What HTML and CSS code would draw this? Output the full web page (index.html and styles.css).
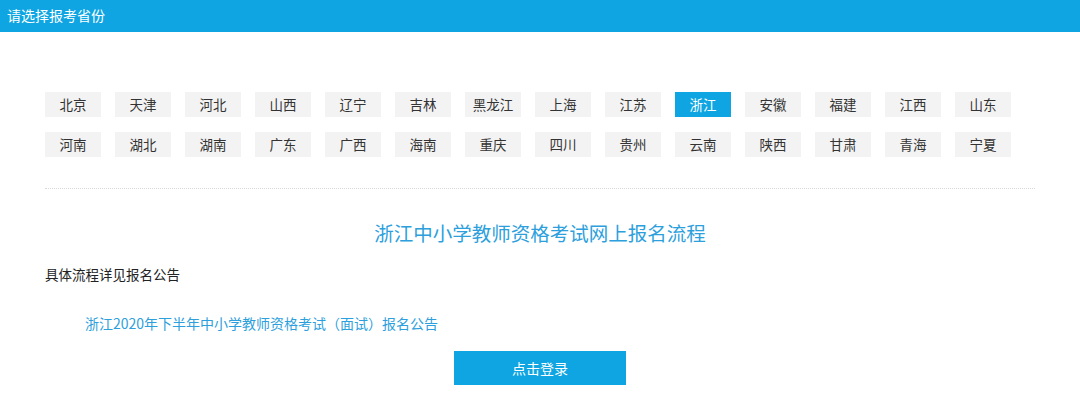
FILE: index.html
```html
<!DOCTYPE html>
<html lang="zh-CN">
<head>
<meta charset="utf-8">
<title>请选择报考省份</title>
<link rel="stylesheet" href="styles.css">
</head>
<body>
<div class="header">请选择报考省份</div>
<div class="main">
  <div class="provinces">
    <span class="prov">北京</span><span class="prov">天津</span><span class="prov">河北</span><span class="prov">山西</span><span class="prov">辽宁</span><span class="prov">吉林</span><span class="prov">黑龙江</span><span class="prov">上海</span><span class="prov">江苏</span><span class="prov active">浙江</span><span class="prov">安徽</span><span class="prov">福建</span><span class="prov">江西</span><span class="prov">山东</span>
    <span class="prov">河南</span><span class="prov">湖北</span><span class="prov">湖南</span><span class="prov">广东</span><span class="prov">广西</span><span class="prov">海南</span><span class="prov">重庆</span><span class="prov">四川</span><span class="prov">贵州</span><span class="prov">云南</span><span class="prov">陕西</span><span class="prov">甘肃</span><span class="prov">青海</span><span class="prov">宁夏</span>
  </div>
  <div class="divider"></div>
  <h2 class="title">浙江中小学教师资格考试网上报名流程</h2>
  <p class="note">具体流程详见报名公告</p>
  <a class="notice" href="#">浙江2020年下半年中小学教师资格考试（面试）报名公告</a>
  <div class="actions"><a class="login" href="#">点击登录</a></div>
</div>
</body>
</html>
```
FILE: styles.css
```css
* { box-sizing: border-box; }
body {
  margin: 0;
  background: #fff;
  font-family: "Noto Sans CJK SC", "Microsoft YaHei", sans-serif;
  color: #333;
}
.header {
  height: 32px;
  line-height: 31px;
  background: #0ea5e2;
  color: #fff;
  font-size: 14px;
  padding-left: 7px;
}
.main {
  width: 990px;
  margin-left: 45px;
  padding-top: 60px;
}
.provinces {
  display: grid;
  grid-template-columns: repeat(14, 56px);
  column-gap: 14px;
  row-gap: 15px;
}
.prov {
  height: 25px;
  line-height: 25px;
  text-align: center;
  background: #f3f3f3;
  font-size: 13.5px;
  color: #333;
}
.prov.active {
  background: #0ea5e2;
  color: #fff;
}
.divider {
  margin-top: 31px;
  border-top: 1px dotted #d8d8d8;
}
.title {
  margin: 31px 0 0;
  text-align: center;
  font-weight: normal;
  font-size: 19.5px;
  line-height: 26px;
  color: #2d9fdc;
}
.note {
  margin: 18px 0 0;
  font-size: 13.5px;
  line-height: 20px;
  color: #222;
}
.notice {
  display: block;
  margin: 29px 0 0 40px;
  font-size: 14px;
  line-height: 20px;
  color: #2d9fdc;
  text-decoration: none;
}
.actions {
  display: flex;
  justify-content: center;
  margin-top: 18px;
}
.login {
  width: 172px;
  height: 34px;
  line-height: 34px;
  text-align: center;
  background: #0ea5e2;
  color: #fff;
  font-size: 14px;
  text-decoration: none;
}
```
------------
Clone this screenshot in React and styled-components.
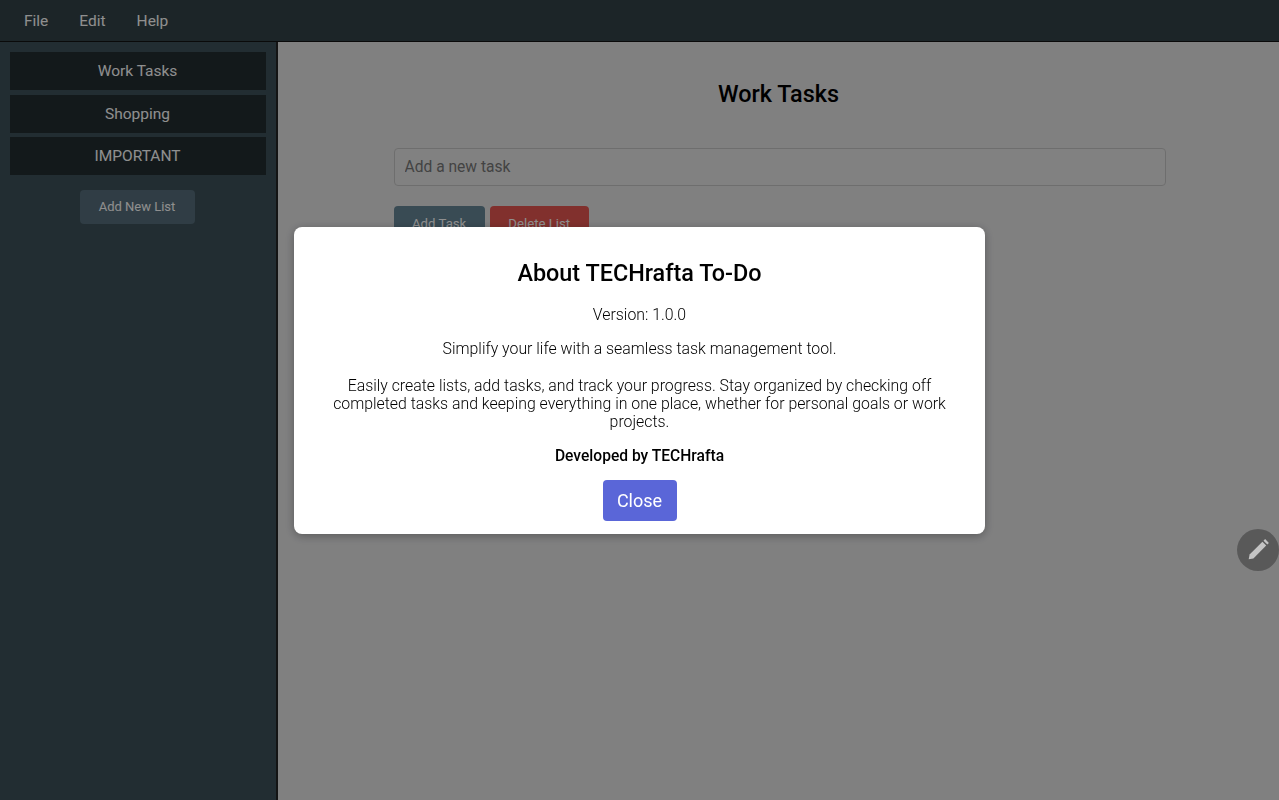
------------
- _Work instructions_: Using the listing above, list every line in which the string "this" occurs.

- _Complete answer_:
What HTML and CSS code would draw this? Output the full web page (index.html and styles.css).
Clone this screenshot in React and styled-components.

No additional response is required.